Still, according to both Zeidan and Hawary, no scholar can publish anything that will be taken seriously without examining the actual documents.

“I could study the documents online, but before I finish or publish anything I would go for two nights to see the original,” notes Hawary.

And the fact remains that the community of scholars with the knowledge necessary to interpret the scrolls is very small. Michael Reimer, professor of History at the American University in Cairo, suggested the importance of the digitization of the scrolls has been overblown for precisely this reason.

“I do not think the fact that they are now available online makes very much difference because you have to have very specialized knowledge to read these things,” says Reimer.

It may be characteristic of scholars who deal so exclusively in the disintegrating fragments of ancient times to be dismissive of advances in technology. But the general accessibility of the scrolls may have consequences no one can foresee.

“Maybe a new generation of scholars will come around and look at this with a methodology that we do not even have now,” says Reimer.
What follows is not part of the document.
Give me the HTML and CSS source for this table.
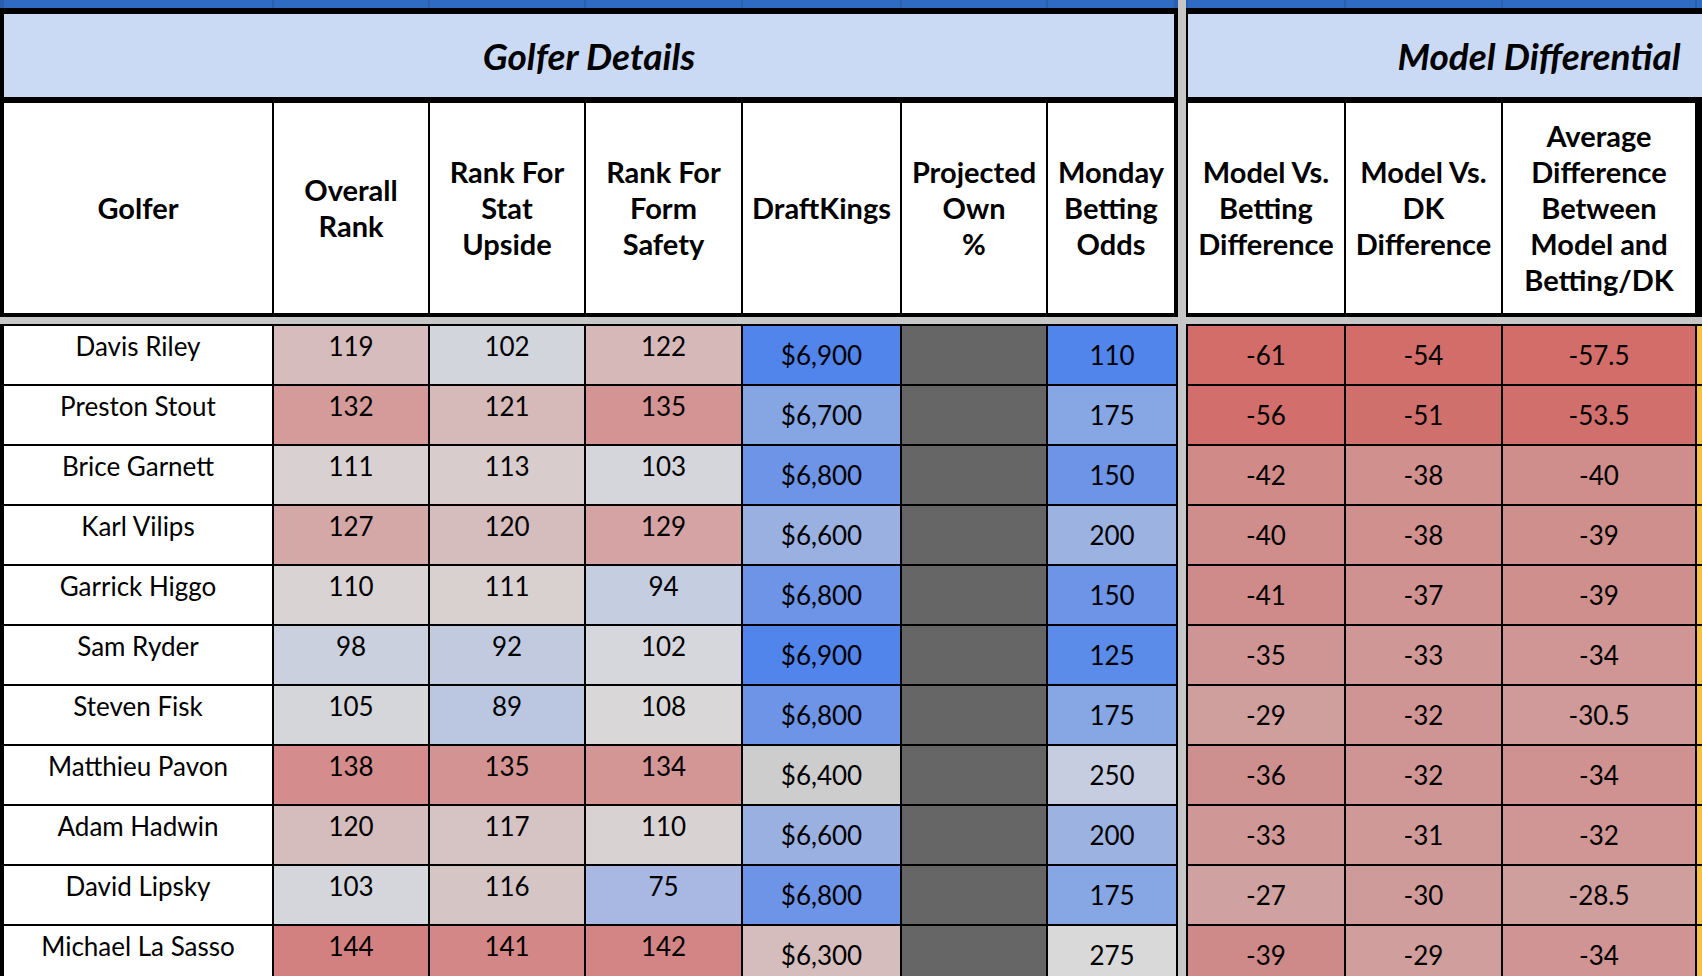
FILE: index.html
```html
<!DOCTYPE html>
<html lang="en">
<head>
<meta charset="utf-8">
<title>Golfer Details / Model Differential</title>
<link rel="stylesheet" href="styles.css">
</head>
<body>
<div class="sheet">
  <section class="block block-left">
    <div class="strip cols-left-head"><span></span><span></span><span></span><span></span><span></span><span></span><span></span></div>
    <div class="title title-left">Golfer Details</div>
    <div class="heads cols-left-head heads-left">
      <div class="h">Golfer</div>
      <div class="h">Overall<br>Rank</div>
      <div class="h">Rank For<br>Stat<br>Upside</div>
      <div class="h">Rank For<br>Form<br>Safety</div>
      <div class="h">DraftKings</div>
      <div class="h">Projected<br>Own<br>%</div>
      <div class="h">Monday<br>Betting<br>Odds</div>
    </div>
    <div class="spacer"></div>
    <div class="rows cols-left-data rows-left">
      <div class="c top name">Davis Riley</div>
      <div class="c top" style="background:#d6bcbc">119</div>
      <div class="c top" style="background:#d3d5dc">102</div>
      <div class="c top" style="background:#d6b8b8">122</div>
      <div class="c mid" style="background:#5185ec">$6,900</div>
      <div class="c own"></div>
      <div class="c mid" style="background:#5185ec">110</div>

      <div class="c top name">Preston Stout</div>
      <div class="c top" style="background:#d59b9b">132</div>
      <div class="c top" style="background:#d6baba">121</div>
      <div class="c top" style="background:#d49494">135</div>
      <div class="c mid" style="background:#85a5e3">$6,700</div>
      <div class="c own"></div>
      <div class="c mid" style="background:#86a6e4">175</div>

      <div class="c top name">Brice Garnett</div>
      <div class="c top" style="background:#d9d1d1">111</div>
      <div class="c top" style="background:#d8cccc">113</div>
      <div class="c top" style="background:#d4d6dc">103</div>
      <div class="c mid" style="background:#6d94e7">$6,800</div>
      <div class="c own"></div>
      <div class="c mid" style="background:#6d94e7">150</div>

      <div class="c top name">Karl Vilips</div>
      <div class="c top" style="background:#d5a8a8">127</div>
      <div class="c top" style="background:#d6bdbd">120</div>
      <div class="c top" style="background:#d5a3a3">129</div>
      <div class="c mid" style="background:#9ab0e0">$6,600</div>
      <div class="c own"></div>
      <div class="c mid" style="background:#9cb2e0">200</div>

      <div class="c top name">Garrick Higgo</div>
      <div class="c top" style="background:#d9d3d3">110</div>
      <div class="c top" style="background:#d9d0d0">111</div>
      <div class="c top" style="background:#c5cde0">94</div>
      <div class="c mid" style="background:#6d94e7">$6,800</div>
      <div class="c own"></div>
      <div class="c mid" style="background:#6d94e7">150</div>

      <div class="c top name">Sam Ryder</div>
      <div class="c top" style="background:#cad0de">98</div>
      <div class="c top" style="background:#c1cadf">92</div>
      <div class="c top" style="background:#d6d7dc">102</div>
      <div class="c mid" style="background:#5185ec">$6,900</div>
      <div class="c own"></div>
      <div class="c mid" style="background:#5b8cea">125</div>

      <div class="c top name">Steven Fisk</div>
      <div class="c top" style="background:#d5d6da">105</div>
      <div class="c top" style="background:#bbc7e1">89</div>
      <div class="c top" style="background:#d9d7d7">108</div>
      <div class="c mid" style="background:#6d94e7">$6,800</div>
      <div class="c own"></div>
      <div class="c mid" style="background:#86a6e4">175</div>

      <div class="c top name">Matthieu Pavon</div>
      <div class="c top" style="background:#d48c8c">138</div>
      <div class="c top" style="background:#d49393">135</div>
      <div class="c top" style="background:#d49595">134</div>
      <div class="c mid" style="background:#cdcdcd">$6,400</div>
      <div class="c own"></div>
      <div class="c mid" style="background:#c6cde0">250</div>

      <div class="c top name">Adam Hadwin</div>
      <div class="c top" style="background:#d6bdbd">120</div>
      <div class="c top" style="background:#d6c3c3">117</div>
      <div class="c top" style="background:#d9d2d2">110</div>
      <div class="c mid" style="background:#9ab0e0">$6,600</div>
      <div class="c own"></div>
      <div class="c mid" style="background:#9cb2e0">200</div>

      <div class="c top name">David Lipsky</div>
      <div class="c top" style="background:#d4d6dc">103</div>
      <div class="c top" style="background:#d6c5c5">116</div>
      <div class="c top" style="background:#a8b8e2">75</div>
      <div class="c mid" style="background:#6d94e7">$6,800</div>
      <div class="c own"></div>
      <div class="c mid" style="background:#86a6e4">175</div>

      <div class="c top name">Michael La Sasso</div>
      <div class="c top" style="background:#d38080">144</div>
      <div class="c top" style="background:#d38787">141</div>
      <div class="c top" style="background:#d38585">142</div>
      <div class="c mid" style="background:#d6bdbd">$6,300</div>
      <div class="c own"></div>
      <div class="c mid" style="background:#d9d9d9">275</div>
    </div>
  </section>

  <section class="block block-right">
    <div class="strip cols-right"><span></span><span></span><span></span><span></span></div>
    <div class="title title-right">Model Differential</div>
    <div class="heads cols-right heads-right">
      <div class="h">Model Vs.<br>Betting<br>Difference</div>
      <div class="h">Model Vs.<br>DK<br>Difference</div>
      <div class="h">Average<br>Difference<br>Between<br>Model and<br>Betting/DK</div>
      <div class="h h-next"></div>
    </div>
    <div class="spacer"></div>
    <div class="rows cols-right rows-right">
      <div class="c mid" style="background:#d36d6a">-61</div>
      <div class="c mid" style="background:#d36d6a">-54</div>
      <div class="c mid" style="background:#d36d6a">-57.5</div>
      <div class="c next"></div>

      <div class="c mid" style="background:#d26f6c">-56</div>
      <div class="c mid" style="background:#d0706d">-51</div>
      <div class="c mid" style="background:#d16f6c">-53.5</div>
      <div class="c next"></div>

      <div class="c mid" style="background:#d08a88">-42</div>
      <div class="c mid" style="background:#cf908e">-38</div>
      <div class="c mid" style="background:#cf8d8b">-40</div>
      <div class="c next"></div>

      <div class="c mid" style="background:#cf8d8b">-40</div>
      <div class="c mid" style="background:#cf908e">-38</div>
      <div class="c mid" style="background:#cf8f8d">-39</div>
      <div class="c next"></div>

      <div class="c mid" style="background:#cf8b89">-41</div>
      <div class="c mid" style="background:#cf9290">-37</div>
      <div class="c mid" style="background:#cf8f8d">-39</div>
      <div class="c next"></div>

      <div class="c mid" style="background:#cf9594">-35</div>
      <div class="c mid" style="background:#cf9897">-33</div>
      <div class="c mid" style="background:#cf9695">-34</div>
      <div class="c next"></div>

      <div class="c mid" style="background:#cf9f9e">-29</div>
      <div class="c mid" style="background:#cf9594">-32</div>
      <div class="c mid" style="background:#cf9a99">-30.5</div>
      <div class="c next"></div>

      <div class="c mid" style="background:#ce908f">-36</div>
      <div class="c mid" style="background:#cf9594">-32</div>
      <div class="c mid" style="background:#cf9291">-34</div>
      <div class="c next"></div>

      <div class="c mid" style="background:#cf9897">-33</div>
      <div class="c mid" style="background:#cf9998">-31</div>
      <div class="c mid" style="background:#cf9695">-32</div>
      <div class="c next"></div>

      <div class="c mid" style="background:#cfa2a1">-27</div>
      <div class="c mid" style="background:#cf9b9a">-30</div>
      <div class="c mid" style="background:#cf9f9e">-28.5</div>
      <div class="c next"></div>

      <div class="c mid" style="background:#ce8a89">-39</div>
      <div class="c mid" style="background:#cf9e9d">-29</div>
      <div class="c mid" style="background:#cf9493">-34</div>
      <div class="c next"></div>
    </div>
  </section>
</div>
</body>
</html>
```
FILE: styles.css
```css
html, body {
  margin: 0;
  padding: 0;
  overflow: hidden;
  background: #c7c7c7;
}

body {
  font-family: "Lato", "Open Sans", sans-serif;
  color: #000;
  width: 1702px;
  height: 976px;
}

.sheet {
  display: flex;
  gap: 8px;
  align-items: flex-start;
}

.block {
  flex: 0 0 auto;
  display: flex;
  flex-direction: column;
}

.block-left { width: 1178px; }
.block-right { width: 706px; }

/* column templates */
.cols-left-head {
  display: grid;
  grid-template-columns: 268px 154px 154px 155px 157px 144px 126px;
  column-gap: 2px;
}
.cols-left-data {
  display: grid;
  grid-template-columns: 268px 154px 154px 155px 157px 144px 128px;
  column-gap: 2px;
}
.cols-right {
  display: grid;
  grid-template-columns: 156px 155px 192px 195px;
  column-gap: 2px;
}

/* top blue strip (row above the table) */
.strip {
  height: 8px;
  background: #2a5eae;
}
.strip span { background: #306bc3; }
.block-left .strip { padding: 0 4px; }
.block-right .strip { padding-left: 2px; }

/* section titles */
.title {
  height: 83px;
  background: #cbdaf4;
  border-top: 6px solid #000;
  border-bottom: 6px solid #000;
  display: flex;
  align-items: center;
  justify-content: center;
  font-weight: 700;
  font-style: italic;
  font-size: 37px;
}
.title-left {
  border-left: 4px solid #000;
  border-right: 4px solid #000;
}
.title-right {
  border-left: 2px solid #000;
  border-right: 2px solid #000;
}

/* column headers */
.heads {
  background: #000;
  grid-template-rows: 210px;
  border-bottom: 4px solid #000;
}
.heads-left {
  border-left: 4px solid #000;
  border-right: 4px solid #000;
}
.heads-right {
  border-left: 2px solid #000;
}
.h {
  background: #fff;
  display: flex;
  align-items: center;
  justify-content: center;
  text-align: center;
  font-weight: 700;
  font-size: 29px;
  line-height: 36px;
}
.h-next {
  border-left: 5px solid #000;
}

.spacer {
  height: 7px;
}

/* data rows */
.rows {
  background: #000;
  grid-auto-rows: 58px;
  row-gap: 2px;
  border-top: 2px solid #000;
}
.rows-left {
  border-left: 4px solid #000;
  border-right: 2px solid #000;
}
.rows-right {
  border-left: 2px solid #000;
}

.c {
  background: #fff;
  font-size: 26px;
  line-height: 31px;
  text-align: center;
  white-space: nowrap;
  overflow: hidden;
}
.c.top {
  padding-top: 5px;
}
.c.mid {
  display: flex;
  align-items: center;
  justify-content: center;
}
.c.own {
  background: #666666;
}
.c.next {
  background: #f4c145;
}
```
A sign that Reimer may be right, a feature on the Cloudline Blog at Wiredmagazine, suggested the dawning of a new age of wiki-scholarship: “The second phase [after digitization] is to offer some kind of open mechanism for letting scholars … attach metadata and conversation to the different layers (raw image, color-corrected image, multi-spectral image, transliteration, transcription) of the online text.”

While the scholarly community may maintain ambivalence toward the latest sensational development in a history that has been sensationalized at every turn, the digitization of the Dead Sea Scrolls nonetheless can be seen as symbolic of our new age of information freedom, and the strength of the growing tide toward open access for all.